Mercatus Energy Advisors can work with you to develop, implement and manage a crude oil hedging and risk management policy for your company. While the process varies from one company to the next, the general, initial process is as follows:
I. Identify, Analyze and Quantify Your Crude Oil Risk
Identify all crude oil related risks including market, liquidity, operational, credit and regulatory risks. Once all risks are identified, they can be analyzed, categorized and prioritized. Many risks can be rigorously analyzed via quantitative and statistical analysis, while some risks have to be evaluated through a qualitative approach. Risks that are not properly identified and analyzed cannot be effectively managed or mitigated.
II. Determine Tolerance for Risk and Develop Crude Oil Hedging & Risk Management Policy
All risks should be addressed through a process that establishes risk management goals and objectives as well as risk tolerance. A hedging and risk management policy can then be developed to formalize the goals, objectives and risk tolerance, and to clearly define the decision-making process and determine who (individuals and/or committees) executes hedging, trading and related activities.
III. Develop Crude Oil Hedging Plans and Execution Strategies
All potential execution strategies should be approved and documented. While the hedging and risk management policy addresses the pre-approved boundaries for managing risk, hedging and execution strategies are the detailed steps for implementing the strategies and complying with hedging and risk management policy.
IV. Implementation
Risk management policies need to be supported by controls and procedures that ensure hedging and trading activities receive an appropriate level of oversight, such as the execution and reporting of trades. Controls and formal procedures can provide transparency that show how risks are being managed, on both a macro and micro level. The controls and procedures can include everything from written procedures to separating front, mid and back office activities to utilizing an energy trading and risk management software system.
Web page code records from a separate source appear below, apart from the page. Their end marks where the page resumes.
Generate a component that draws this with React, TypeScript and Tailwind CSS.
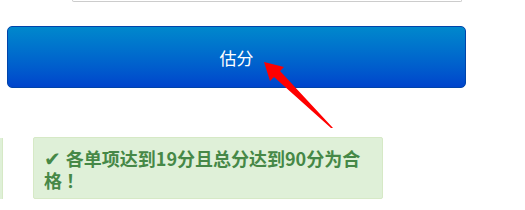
export default function App() {
  return (
    <div className="relative w-[525px] h-[210px] overflow-hidden bg-white font-['Noto_Sans_CJK_SC','Noto_Sans',sans-serif]">
      {/* bottom edge of the input above */}
      <div className="ml-[72px] w-[390px] h-[2px] border-b border-x border-[#cccccc] rounded-b-[3px]" />

      <button
        type="button"
        className="mt-[24px] ml-[7px] w-[459px] h-[62px] rounded-[5px] border border-[#0044aa] bg-gradient-to-b from-[#0088cc] to-[#0044cc] text-white text-[17px] leading-none flex items-center justify-center"
      >
        估分
      </button>

      <div className="mt-[49px] flex items-start">
        <div className="w-[3px] h-[61px] mt-[1px] bg-[#dff0d8] border-r border-[#d6e9c6]" />
        <div className="ml-[30px] w-[350px] h-[62px] border border-[#d6e9c6] bg-[#dff0d8] rounded-[2px] pl-[10px] pr-[14px] pt-[9px] text-[#468847] text-[18px] leading-[22px] font-bold">
          <span className="inline-block mr-[5px] font-['DejaVu_Sans',sans-serif] text-[20px] leading-[20px]">✔</span>各单项达到19分且总分达到90分为合格 ！
        </div>
      </div>

      <svg
        className="absolute left-0 top-0 pointer-events-none"
        width="525"
        height="210"
        viewBox="0 0 525 210"
      >
        <polygon
          points="264,62 284,67 280,71 333,128 331,128 274,77 270,81"
          fill="#ff0000"
        />
      </svg>
    </div>
  );
}
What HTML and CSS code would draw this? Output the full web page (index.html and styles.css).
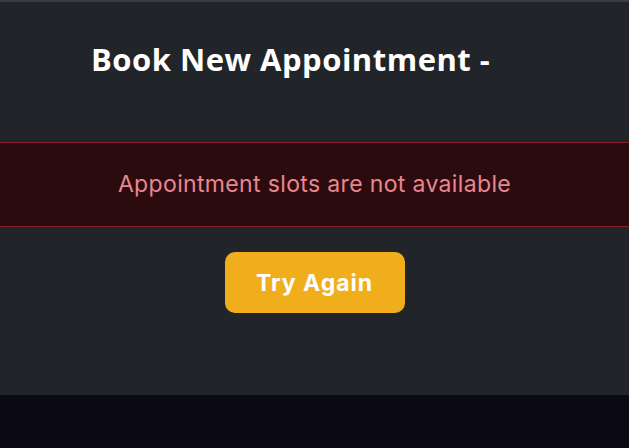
FILE: index.html
```html
<!DOCTYPE html>
<html lang="en">
<head>
    <meta charset="UTF-8">
    <meta name="viewport" content="width=device-width, initial-scale=1.0">
    <title>Book New Appointment</title>
    <link rel="stylesheet" href="styles.css">
</head>
<body>
    <div class="panel">
        <h2 class="title">Book New Appointment -</h2>

        <div class="alert">Appointment slots are not available</div>

        <div class="actions">
            <button type="button" class="retry">Try Again</button>
        </div>
    </div>
</body>
</html>
```

FILE: styles.css
```css
body, html {
    margin: 0;
    padding: 0;
    height: 100%;
    background-color: #0b0a14;
    font-family: Inter, "Open Sans", sans-serif;
}

.panel {
    background-color: #212529;
    border-top: 2px solid #3a3d42;
    height: 393px;
}

.title {
    margin: 0;
    padding: 38px 0 0 91px;
    height: 100px;
    box-sizing: border-box;
    font-family: "Open Sans", sans-serif;
    font-size: 31px;
    font-weight: 700;
    letter-spacing: 0.5px;
    color: #ffffff;
    line-height: 38px;
}

.alert {
    margin-top: 40px;
    background-color: #2c0b0e;
    border-top: 1px solid #842029;
    border-bottom: 1px solid #842029;
    color: #ea868f;
    font-family: Inter, sans-serif;
    font-size: 23px;
    letter-spacing: 0.35px;
    text-align: center;
    height: 83px;
    line-height: 83px;
}

.actions {
    display: flex;
    justify-content: center;
    padding-top: 25px;
}

.retry {
    width: 180px;
    height: 61px;
    border: none;
    border-radius: 10px;
    background-color: #f1ae1c;
    color: #ffffff;
    font-family: Inter, sans-serif;
    font-size: 23px;
    font-weight: 700;
    letter-spacing: 1px;
    cursor: pointer;
}
```
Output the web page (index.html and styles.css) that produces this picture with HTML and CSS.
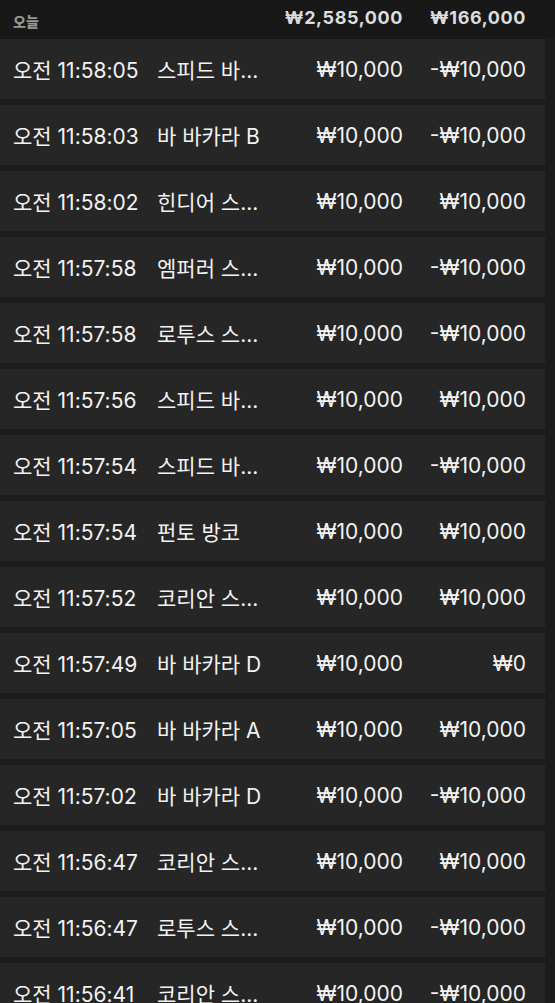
FILE: index.html
```html
<!DOCTYPE html>
<html>
<head>
  <meta charset="utf-8">
  <title>베팅 내역</title>
  <link rel="stylesheet" href="styles.css">
</head>
<body>
  <!-- 오늘 합계 -->
  <div class="summary">
    <span class="day">오늘</span>
    <span></span>
    <span class="total">₩2,585,000</span>
    <span class="total">₩166,000</span>
  </div>

  <!-- 내역 목록 -->
  <div class="list">
    <div class="row"><span>오전 11:58:05</span><span class="name">스피드 바...</span><span class="amt">₩10,000</span><span class="amt">-₩10,000</span></div>
    <div class="row"><span>오전 11:58:03</span><span class="name">바 바카라 B</span><span class="amt">₩10,000</span><span class="amt">-₩10,000</span></div>
    <div class="row"><span>오전 11:58:02</span><span class="name">힌디어 스...</span><span class="amt">₩10,000</span><span class="amt">₩10,000</span></div>
    <div class="row"><span>오전 11:57:58</span><span class="name">엠퍼러 스...</span><span class="amt">₩10,000</span><span class="amt">-₩10,000</span></div>
    <div class="row"><span>오전 11:57:58</span><span class="name">로투스 스...</span><span class="amt">₩10,000</span><span class="amt">-₩10,000</span></div>
    <div class="row"><span>오전 11:57:56</span><span class="name">스피드 바...</span><span class="amt">₩10,000</span><span class="amt">₩10,000</span></div>
    <div class="row"><span>오전 11:57:54</span><span class="name">스피드 바...</span><span class="amt">₩10,000</span><span class="amt">-₩10,000</span></div>
    <div class="row"><span>오전 11:57:54</span><span class="name">펀토 방코</span><span class="amt">₩10,000</span><span class="amt">₩10,000</span></div>
    <div class="row"><span>오전 11:57:52</span><span class="name">코리안 스...</span><span class="amt">₩10,000</span><span class="amt">₩10,000</span></div>
    <div class="row"><span>오전 11:57:49</span><span class="name">바 바카라 D</span><span class="amt">₩10,000</span><span class="amt">₩0</span></div>
    <div class="row"><span>오전 11:57:05</span><span class="name">바 바카라 A</span><span class="amt">₩10,000</span><span class="amt">₩10,000</span></div>
    <div class="row"><span>오전 11:57:02</span><span class="name">바 바카라 D</span><span class="amt">₩10,000</span><span class="amt">-₩10,000</span></div>
    <div class="row"><span>오전 11:56:47</span><span class="name">코리안 스...</span><span class="amt">₩10,000</span><span class="amt">₩10,000</span></div>
    <div class="row"><span>오전 11:56:47</span><span class="name">로투스 스...</span><span class="amt">₩10,000</span><span class="amt">-₩10,000</span></div>
    <div class="row"><span>오전 11:56:41</span><span class="name">코리안 스...</span><span class="amt">₩10,000</span><span class="amt">-₩10,000</span></div>
  </div>
</body>
</html>
```

FILE: styles.css
```css
/* 기본 */
body {
  margin: 0;
  background-color: #1c1c1c;
  color: #f2f2f2;
  font-family: Inter, "Noto Sans CJK KR", sans-serif;
  overflow: hidden;
}

/* 합계 줄 */
.summary {
  display: grid;
  grid-template-columns: 144px 110px 1fr 123px;
  align-items: center;
  height: 39px;
  padding: 0 29px 0 13px;
  background-color: #181818;
}

.day {
  font-size: 14px;
  font-weight: 900;
  color: #969696;
  padding-top: 3px;
}

.total {
  text-align: right;
  font-size: 18px;
  font-weight: bold;
  color: #dcdcdc;
  letter-spacing: 0.6px;
  padding-bottom: 5px;
}

/* 목록 */
.list {
  display: flex;
  flex-direction: column;
  gap: 6px;
  width: 545px;
}

.row {
  display: grid;
  grid-template-columns: 144px 110px 1fr 123px;
  align-items: center;
  height: 60px;
  padding: 0 19px 0 13px;
  background-color: #262626;
  font-size: 21px;
}

.name {
  white-space: nowrap;
}

.amt {
  text-align: right;
}
```
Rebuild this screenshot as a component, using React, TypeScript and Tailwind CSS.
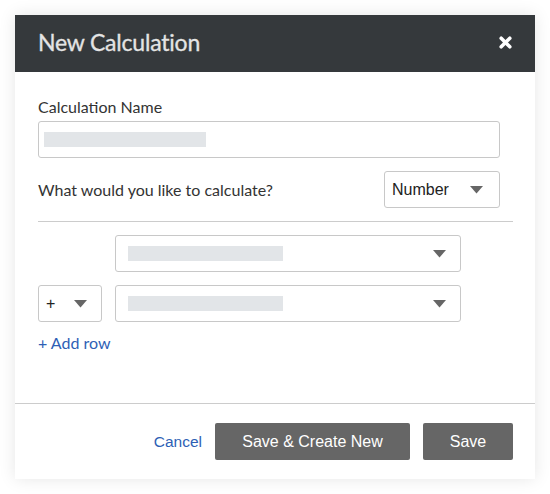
import React from "react";

const Caret = () => (
  <svg width="13" height="8" viewBox="0 0 13 8" className="block">
    <path d="M0 0 L13 0 L6.5 7.5 Z" fill="#666666" />
  </svg>
);

export default function App() {
  return (
    <div className="w-[550px] h-[494px] bg-white pt-[15px] pl-[15px]">
      <div className="w-[520px] h-[464px] flex flex-col bg-white shadow-[0_0_16px_rgba(0,0,0,0.10)]">
        <div className="h-[57px] bg-[#35393c] flex items-center justify-between pl-[23px] pr-[23px]">
          <span className="text-[23px] text-[#e4e4e4] font-['Lato',sans-serif] leading-[26px] -mt-[3px] tracking-[-0.2px] [-webkit-text-stroke:0.3px_#e4e4e4]">
            New Calculation
          </span>
          <svg width="13" height="13" viewBox="0 0 13 13" className="block -mt-[2px]">
            <path d="M2.2 2.2 L10.8 10.8 M10.8 2.2 L2.2 10.8" stroke="#ffffff" strokeWidth="3.6" strokeLinecap="round" />
          </svg>
        </div>
        <div className="flex-1 pl-[23px] pr-[22px] pt-[26px] font-['Lato',sans-serif] text-[#333333]">
          <div className="text-[16px] leading-[18px]">Calculation Name</div>
          <div className="mt-[5px] w-[462px] h-[37px] border border-[#c8c8c8] rounded-[3px] pl-[5px] pt-[10px]">
            <div className="w-[162px] h-[15px] bg-[#e2e5e8]" />
          </div>
          <div className="mt-[13px] w-[462px] flex items-center justify-between">
            <span className="text-[16px] leading-[18px]">What would you like to calculate?</span>
            <div className="w-[116px] h-[37px] border border-[#c8c8c8] rounded-[3px] flex items-center justify-between pl-[7px] pr-[16px] font-['Liberation_Sans',Arial,sans-serif] text-[16px] text-[#222222]">
              <span>Number</span>
              <Caret />
            </div>
          </div>
          <div className="mt-[13px] border-t border-[#cccccc]" />
          <div className="mt-[13px] ml-[77px] w-[346px] h-[37px] border border-[#c8c8c8] rounded-[3px] flex items-center justify-between pl-[12px] pr-[14px]">
            <div className="w-[155px] h-[15px] bg-[#e2e5e8]" />
            <Caret />
          </div>
          <div className="mt-[13px] flex gap-[13px]">
            <div className="w-[64px] h-[37px] border border-[#c8c8c8] rounded-[3px] flex items-center justify-between pl-[7px] pr-[14px] font-['Liberation_Sans',Arial,sans-serif] text-[16px] text-[#222222]">
              <span>+</span>
              <Caret />
            </div>
            <div className="w-[346px] h-[37px] border border-[#c8c8c8] rounded-[3px] flex items-center justify-between pl-[12px] pr-[14px]">
              <div className="w-[155px] h-[15px] bg-[#e2e5e8]" />
              <Caret />
            </div>
          </div>
          <div className="mt-[12px] text-[16px] leading-[18px] text-[#2e5fb5]">+ Add row</div>
        </div>
        <div className="border-t border-[#cccccc] pt-[19px] pb-[19px] pr-[22px] flex justify-end items-center gap-[13px] font-['Liberation_Sans',Arial,sans-serif]">
          <span className="text-[15.5px] text-[#2e5fb5]">Cancel</span>
          <div className="w-[195px] h-[37px] bg-[#666666] rounded-[2px] text-white text-[16px] flex items-center justify-center">
            Save &amp; Create New
          </div>
          <div className="w-[90px] h-[37px] bg-[#666666] rounded-[2px] text-white text-[16px] flex items-center justify-center">
            Save
          </div>
        </div>
      </div>
    </div>
  );
}
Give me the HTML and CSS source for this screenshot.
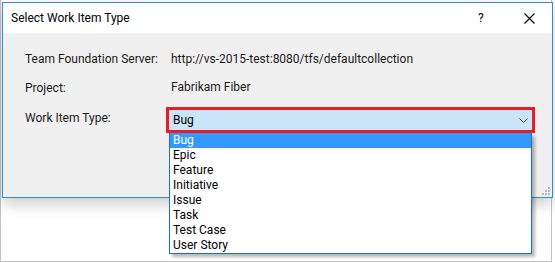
FILE: index.html
```html
<!DOCTYPE html>
<html>
<head>
<meta charset="utf-8">
<link rel="stylesheet" href="styles.css">
</head>
<body>
<div class="frame">
  <div class="dialog">
    <div class="titlebar">
      <span class="title">Select Work Item Type</span>
      <span class="help">?</span>
      <svg class="close" width="11" height="11" viewBox="0 0 11 11"><path d="M0.5 0.5 L10.5 10.5 M10.5 0.5 L0.5 10.5" stroke="#000" stroke-width="1.1" fill="none"/></svg>
    </div>
    <div class="content">
      <div class="form">
        <div class="label r1">Team Foundation Server:</div>
        <div class="value r1">http://vs-2015-test:8080/tfs/defaultcollection</div>
        <div class="label r2">Project:</div>
        <div class="value r2v">Fabrikam Fiber</div>
        <div class="label r3l">Work Item Type:</div>
        <div class="combo-wrap r3">
          <div class="combo">
            <span class="combo-text">Bug</span>
            <svg class="chevron" width="9" height="5" viewBox="0 0 9 5"><path d="M0.5 0.5 L4.5 4.5 L8.5 0.5" stroke="#444" stroke-width="1" fill="none"/></svg>
          </div>
          <ul class="list">
            <li class="sel">Bug</li>
            <li>Epic</li>
            <li>Feature</li>
            <li>Initiative</li>
            <li>Issue</li>
            <li>Task</li>
            <li>Test Case</li>
            <li>User Story</li>
          </ul>
        </div>
      </div>
      <svg class="grip" width="8" height="8" viewBox="0 0 8 8">
        <rect x="6" y="0" width="2" height="2" fill="#b9b9b9"/>
        <rect x="3" y="3" width="2" height="2" fill="#b9b9b9"/>
        <rect x="6" y="3" width="2" height="2" fill="#b9b9b9"/>
        <rect x="0" y="6" width="2" height="2" fill="#b9b9b9"/>
        <rect x="3" y="6" width="2" height="2" fill="#b9b9b9"/>
        <rect x="6" y="6" width="2" height="2" fill="#b9b9b9"/>
      </svg>
    </div>
  </div>
</div>
</body>
</html>
```
FILE: styles.css
```css
html, body {
  margin: 0;
  padding: 0;
  background: #ffffff;
}
body {
  font-family: Roboto, "Noto Sans", sans-serif;
  font-size: 12px;
  color: #000;
}
.frame {
  width: 550px;
  height: 259px;
  border-left: 1px solid #c3c3c3;
  border-right: 1px solid #c3c3c3;
  border-bottom: 1px solid #c3c3c3;
  padding-top: 2px;
  box-sizing: content-box;
}
.dialog {
  margin-left: 1px;
  width: 549px;
  height: 194px;
  border: 1px solid #2b8cd8;
  background: #f0f0f0;
  box-shadow: 0 6px 14px rgba(0, 0, 0, 0.2);
  position: relative;
}
.titlebar {
  height: 30px;
  background: #ffffff;
  display: flex;
  align-items: center;
}
.title {
  padding-left: 8px;
  flex: 1;
  line-height: 16px;
}
.help {
  width: 10px;
  margin-right: 36px;
  font-size: 12px;
}
.close {
  margin-right: 17px;
}
.content {
  height: 164px;
  position: relative;
}
.form {
  display: grid;
  grid-template-columns: 141px 369px;
  padding-left: 22px;
  padding-top: 19px;
}
.label, .value {
  line-height: 15px;
  color: #1a1a1a;
}
.value {
  padding-left: 5px;
}
.r2 {
  margin-top: 14px;
}
.r2v {
  margin-top: 13px;
  padding-bottom: 1px;
}
.r3, .r3l {
  margin-top: 11px;
}
.r3l {
  padding-top: 4px;
}
.combo-wrap {
  position: relative;
}
.combo {
  box-sizing: border-box;
  height: 26px;
  border: 3px solid #e81c24;
  background: #cce4f7;
  display: flex;
  align-items: center;
  padding-left: 4px;
  padding-right: 4px;
}
.combo-text {
  flex: 1;
  line-height: 15px;
  padding-top: 1px;
}
.list {
  position: absolute;
  left: 3px;
  top: 26px;
  width: 361px;
  margin: 0;
  padding: 0;
  list-style: none;
  background: #ffffff;
  border: 1px solid #1a6fc4;
  border-top: none;
  box-shadow: 3px 3px 3px rgba(0, 0, 0, 0.28);
}
.list li {
  height: 15px;
  line-height: 15px;
  padding-left: 3px;
}
.list li.sel {
  background: #3399ff;
  color: #ffffff;
}
.grip {
  position: absolute;
  right: 2px;
  bottom: 2px;
}
```
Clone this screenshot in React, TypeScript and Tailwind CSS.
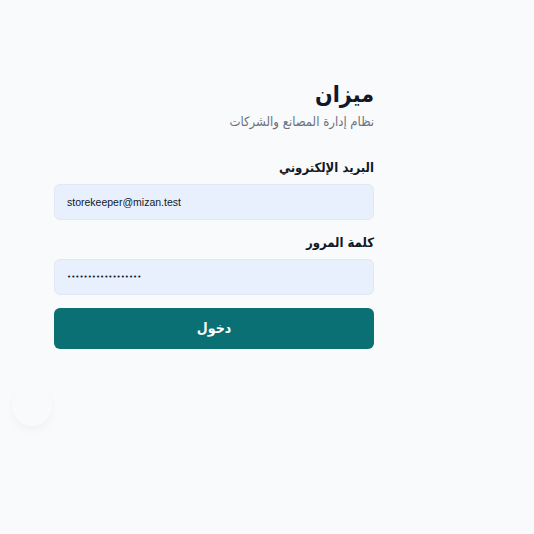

V. Execution of Crude Oil Hedging Strategies
Once the previous steps are in place, the execution of hedging and trading strategies can begin. For most companies, execution and management of hedges should be a dynamic process, as opposed to a static process. As such, hedges should be constantly analyzed and if fits within the company's goals and risk management policy, the positions should be optimized if and/or when market conditions allow.
VI. Monitoring, Analyzing and Reporting Risk
All risks, regardless of whether they are market, liquidity, operational, credit or regulatory, that are being actively managed should be continuously monitored, measured and reported through the company's energy risk management structure. As the company's risk exposure changes, there should be a systematic process for reporting and determining if the hedging policies or strategies need to change or if the existing policy and strategies are correct.
VII. Repeat
While we've only identified six formal steps in the process, the "last" step is the most important: repeating the entire process as often as is necessary, regardless of whether it's as frequent as once a month or as infrequent as annually.